When contacted, journalists from these newspapers admitted that their respective bureaus in Kottayam district, where Hadiya is now under house arrest, have not covered her. A journalist from the Kottayam bureau of Malayala Manorama said that the newspaper carried no story on Hadiya from the bureau. “All stories were carried from Ernakulam,” he said, referring to the fact that the only story the daily reported on her was related to the proceedings of the High Court, which is located in Ernakulam.

Journalists are not allowed to meet Hadiya. She can’t be approached through other means too, as she is denied access to any communication device. It’s true that the HC asked the police to ensure her ‘protection’ and ‘safety’, as well as that of her parents but what the police are doing is something different: Hadiya continues to be under house arrest, unable to get in touch with the outside world.

While the mainstream media continues its silence, some online portals have carried reports on her. These reports have talked about the young woman’s life has been disrupted and how her rights have been violated by both the judiciary and the police.

One such report, by K. R. Dhanya of Azhimukham, an online news portal that reported how Hadiya had been forcefully shifted to her parents’ custody and her marriage made ‘invalid’, says that the continuing loneliness has started to affect Hadiya’s mental health.

“Hadiya, though being non-cooperative with her family, had earlier behaved well with the police officials who were staying with her. But now she remains silent to everyone. She always sits in her room and reads the Qur’an. Sometimes, she responds to questions angrily … We think that her continuing condition, of being forced to live alone under the watch of a police team, has severely affected her mental health,” an unnamed police official was quoted by the news portal as saying.

The news website’s other exclusive story on the issue, published on June 10, also narrated Hadiya’s alarming living conditions and abuse of her rights.

 

Indifference of mainstream media

However, in clear contrast to the coverage of the assault against the actress, the mainstream media gave very little coverage to the powerful and disturbing story of Hadiya. Nor have they cared to ask the authorities for an explanation as to why Hadiya continues to be under ‘house arrest’ and continues to be denied access to a mobile phone and the internet. Even letters are not delivered to her.

Her husband, Shafin Jahan, whose marriage was declared to be “null and void” by the Kerala High Court, approached the Supreme Court last week for justice. His petition said the Kerala High Court order was an “insult to the independence of the women of India as it completely takes away their right to think for themselves”. 

Jahan asked the Supreme Court to direct the police to produce Hadiya before the Court. He asked in his petition whether “the High Court can declare a marriage between two educated adults and mentally fit persons of India, as null and void, against their will?”

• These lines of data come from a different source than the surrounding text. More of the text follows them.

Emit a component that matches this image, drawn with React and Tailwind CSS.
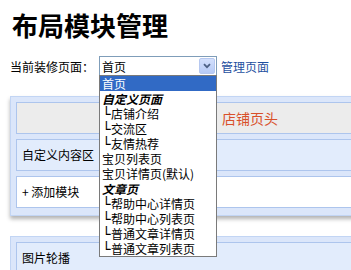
export default function App() {
  const items = [
    { t: '首页', sel: true },
    { t: '自定义页面', h: true },
    { t: '店铺介绍', sub: true },
    { t: '交流区', sub: true },
    { t: '友情热荐', sub: true },
    { t: '宝贝列表页' },
    { t: '宝贝详情页(默认)' },
    { t: '文章页', h: true },
    { t: '帮助中心详情页', sub: true },
    { t: '帮助中心列表页', sub: true },
    { t: '普通文章详情页', sub: true },
    { t: '普通文章列表页', sub: true },
  ];
  return (
    <div className="relative w-[351px] h-[270px] overflow-hidden bg-white text-black font-['Noto_Sans_CJK_SC',sans-serif]">
      <h1 className="ml-[12px] pt-[10px] text-[26px] leading-[30px] font-bold">布局模块管理</h1>
      <div className="mt-[16px] ml-[10px] flex items-center h-[20px] text-[12px] leading-[15px]">
        <span>当前装修页面：</span>
        <div className="relative ml-[5px] w-[118px] h-[20px] border border-[#7f9db9] bg-white flex items-center">
          <span className="pl-[2px] flex-1">首页</span>
          <div className="mr-[1px] w-[16px] h-[16px] rounded-[2px] border border-[#b6c8f0] bg-gradient-to-b from-[#d3e0fc] to-[#b7cbf6] flex items-center justify-center">
            <svg width="8" height="6" viewBox="0 0 8 6">
              <path d="M1 1.2 L4 4.2 L7 1.2" stroke="#4d6185" strokeWidth="1.8" fill="none" />
            </svg>
          </div>
          <div className="absolute left-[-1px] top-[18px] w-[118px] border border-[#7a7a7a] bg-white z-10">
            {items.map((it, i) => (
              <div
                key={i}
                className={
                  'h-[15px] leading-[15px] pl-[2px] whitespace-nowrap flex items-start ' +
                  (it.sel ? 'bg-[#316ac5] text-white ' : '') +
                  (it.h ? 'font-bold italic ' : '')
                }
              >
                {it.sub && (
                  <span className="inline-block w-[7px] h-[13px] leading-[13px] text-[14px] mt-[2px] mr-[2px] font-['DejaVu_Sans_Mono',monospace]">└</span>
                )}
                <span>{it.t}</span>
              </div>
            ))}
          </div>
        </div>
        <span className="ml-[4px] text-[#1e4fa0]">管理页面</span>
      </div>

      <div className="mt-[20px] ml-[10px] w-[470px] border border-[#c2d5f4] bg-[#dbe6fa] px-[5px] pt-[5px] pb-[7px] flex flex-col gap-[5px] shadow-[0_3px_4px_rgba(0,0,0,0.3)] text-[12px]">
        <div className="h-[32px] border border-[#adc5ed] bg-[#ececec] flex items-center pl-[205px] text-[14px] text-[#d9502a]">
          店铺页头
        </div>
        <div className="h-[32px] border border-[#adc5ed] bg-[#e2ecfc] flex items-center pl-[5px]">
          自定义内容区
        </div>
        <div className="h-[32px] border border-[#adc5ed] bg-white flex items-center pl-[5px]">
          + 添加模块
        </div>
      </div>

      <div className="mt-[20px] ml-[10px] w-[470px] h-[60px] border border-[#c2d5f4] bg-[#dbe6fa] px-[5px] pt-[5px] text-[12px]">
        <div className="h-[40px] border border-[#adc5ed] bg-[#e2ecfc] pt-[7px] pl-[5px] leading-[15px]">
          图片轮播
        </div>
      </div>
    </div>
  );
}
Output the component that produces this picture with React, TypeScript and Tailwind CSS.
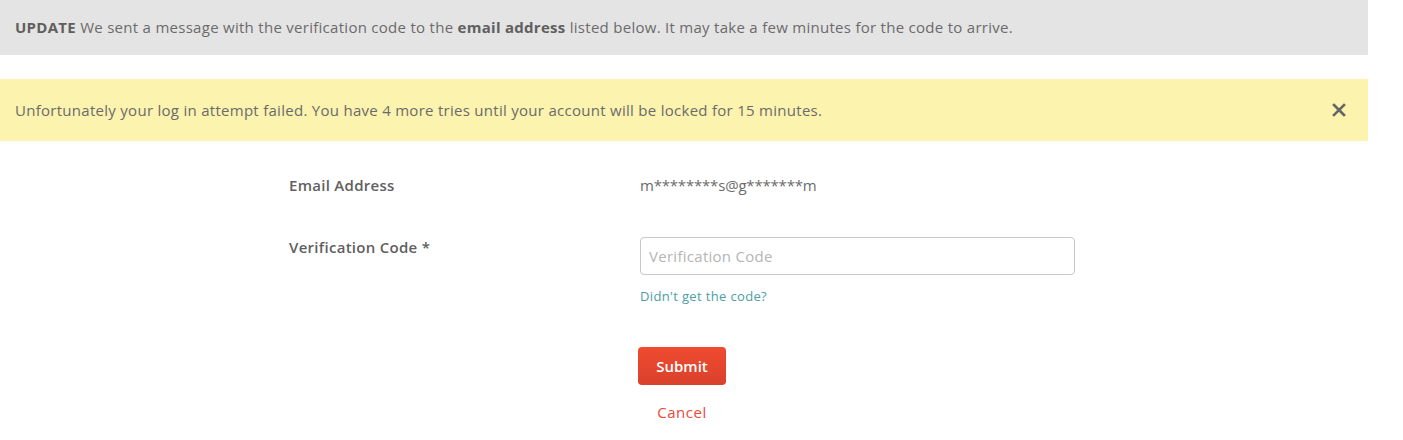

Given that journalists who wanted to meet Hadiya have been denied access to her, the issue becomes one of media freedom too. The journalists’ right to do their job, to cover a relevant issue, has been blocked with no explanation.

The police, one reporter noted, wants reporters to produce ‘special permission’ from the High Court if they want to meet Hadiya. No media organization or journalists’ body has registered its protest against this gag.

Hadiya’s case raises profound questions about a woman’s freedom to choose, about her right to self-determination, about religious freedom and press freedom. Yet for most of the Kerala media, this remains a non-issue. More’s the pity.